§ Given information:
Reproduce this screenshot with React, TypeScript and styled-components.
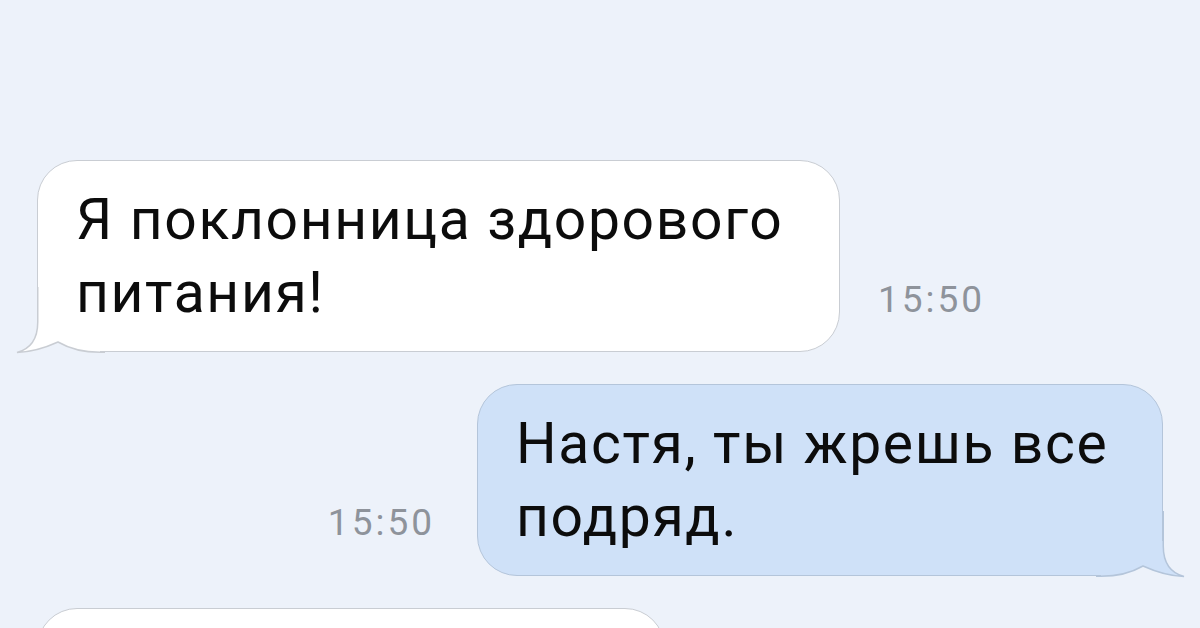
import React, {FC} from 'react';
import styled, {createGlobalStyle} from "styled-components";

const GlobalStyle = createGlobalStyle`
  html, body {
    margin: 0;
    padding: 0;
    background: #edf2fa;
  }
  body {
    width: 1200px;
    height: 628px;
    overflow: hidden;
    font-family: Roboto, "Noto Sans", sans-serif;
  }
`

type Side = 'in' | 'out'

const BG = '#edf2fa'
const colors = {
    in: {fill: '#ffffff', line: '#c9cdd3'},
    out: {fill: '#cfe1f8', line: '#b4c5da'},
}

// tail drawn for the incoming side, the outgoing one is mirrored
const Tail: FC<{ side: Side }> = ({side}) => {
    const c = colors[side]
    const edge = 'M22.75,0 L22.75,35 C22.75,52 15,62 2,65.5 C18,65 32,60 43,55 C55,62 68,65.25 85,65.25 L90,65.25'
    return (
        <TailSvg side={side} width="90" height="70" viewBox="0 0 90 70">
            <path d="M0,70 L0,65.5 L2,65.5 C18,65 32,60 43,55 C55,62 68,65.25 85,65.25 L85,66 L90,66 L90,70 Z"
                  fill={BG}/>
            <path d="M22.75,30 L22.75,35 C22.75,52 15,62 2,65.5 C18,65 32,60 43,55 C55,62 68,65.25 85,65.25 L85,30 Z"
                  fill={c.fill}/>
            <path d={edge} fill="none" stroke={c.line} strokeWidth="1.5"/>
        </TailSvg>
    )
}

type MessageType = {
    side: Side
    width: number
    time?: string
    lines?: string[]
    tail?: boolean
    height?: number
}

const Message: FC<MessageType> = ({side, width, time, lines, tail, height}) => {
    const bubble = (
        <Bubble side={side} w={width} h={height} tail={!!tail}>
            {lines && lines.map((l, i) => <Line key={i}>{l}</Line>)}
            {tail && <Tail side={side}/>}
        </Bubble>
    )
    return (
        <Row side={side}>
            {side === 'out' && time && <Time side={side}>{time}</Time>}
            {bubble}
            {side === 'in' && time && <Time side={side}>{time}</Time>}
        </Row>
    )
}

const App: FC = () => {
    return (
        <>
            <GlobalStyle/>
            <Chat>
                <Message side={'in'} width={803} time={'15:50'} tail
                         lines={['Я поклонница здорового', 'питания!']}/>
                <Message side={'out'} width={686} time={'15:50'} tail
                         lines={['Настя, ты жрешь все', 'подряд.']}/>
                <Message side={'in'} width={628} height={160}/>
            </Chat>
        </>
    );
};

export default App;

const Chat = styled.div`
  display: flex;
  flex-direction: column;
  gap: 32px;
  padding-top: 160px;
`
const Row = styled.div<{ side: Side }>`
  display: flex;
  align-items: flex-end;
  justify-content: ${({side}) => side === 'in' ? 'flex-start' : 'flex-end'};
  padding: ${({side}) => side === 'in' ? '0 0 0 37px' : '0 37px 0 0'};
`
const Bubble = styled.div<{ side: Side, w: number, h?: number, tail: boolean }>`
  position: relative;
  box-sizing: border-box;
  width: ${({w}) => w}px;
  ${({h}) => h ? `min-height: ${h}px;` : ''}
  flex-shrink: 0;
  padding: 22px 38px;
  background: ${({side}) => colors[side].fill};
  border: 1.5px solid ${({side}) => colors[side].line};
  border-radius: ${({side, tail}) => !tail ? '40px' : side === 'in' ? '40px 40px 40px 0' : '40px 40px 0 40px'};
`
const Line = styled.div`
  font-size: 57px;
  line-height: 73px;
  letter-spacing: 1.65px;
  color: #0c0c0c;
  white-space: nowrap;
`
const Time = styled.span<{ side: Side }>`
  font-size: 37px;
  line-height: 36px;
  letter-spacing: 3px;
  color: #8e939b;
  margin: ${({side}) => side === 'in' ? '0 0 34px 38px' : '0 42px 35px 0'};
`
const TailSvg = styled.svg<{ side: Side }>`
  position: absolute;
  bottom: -5.5px;
  ${({side}) => side === 'in' ? 'left: -23.5px;' : 'right: -23.5px; transform: scaleX(-1);'}
`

§ Your instructions: Search the data for "styled". Copy every line that has it.

§ Result of this task:
Reproduce this screenshot with React, TypeScript and styled-components.
import styled, {createGlobalStyle} from "styled-components";
const Chat = styled.div`
const Row = styled.div<{ side: Side }>`
const Bubble = styled.div<{ side: Side, w: number, h?: number, tail: boolean }>`
const Line = styled.div`
const Time = styled.span<{ side: Side }>`
const TailSvg = styled.svg<{ side: Side }>`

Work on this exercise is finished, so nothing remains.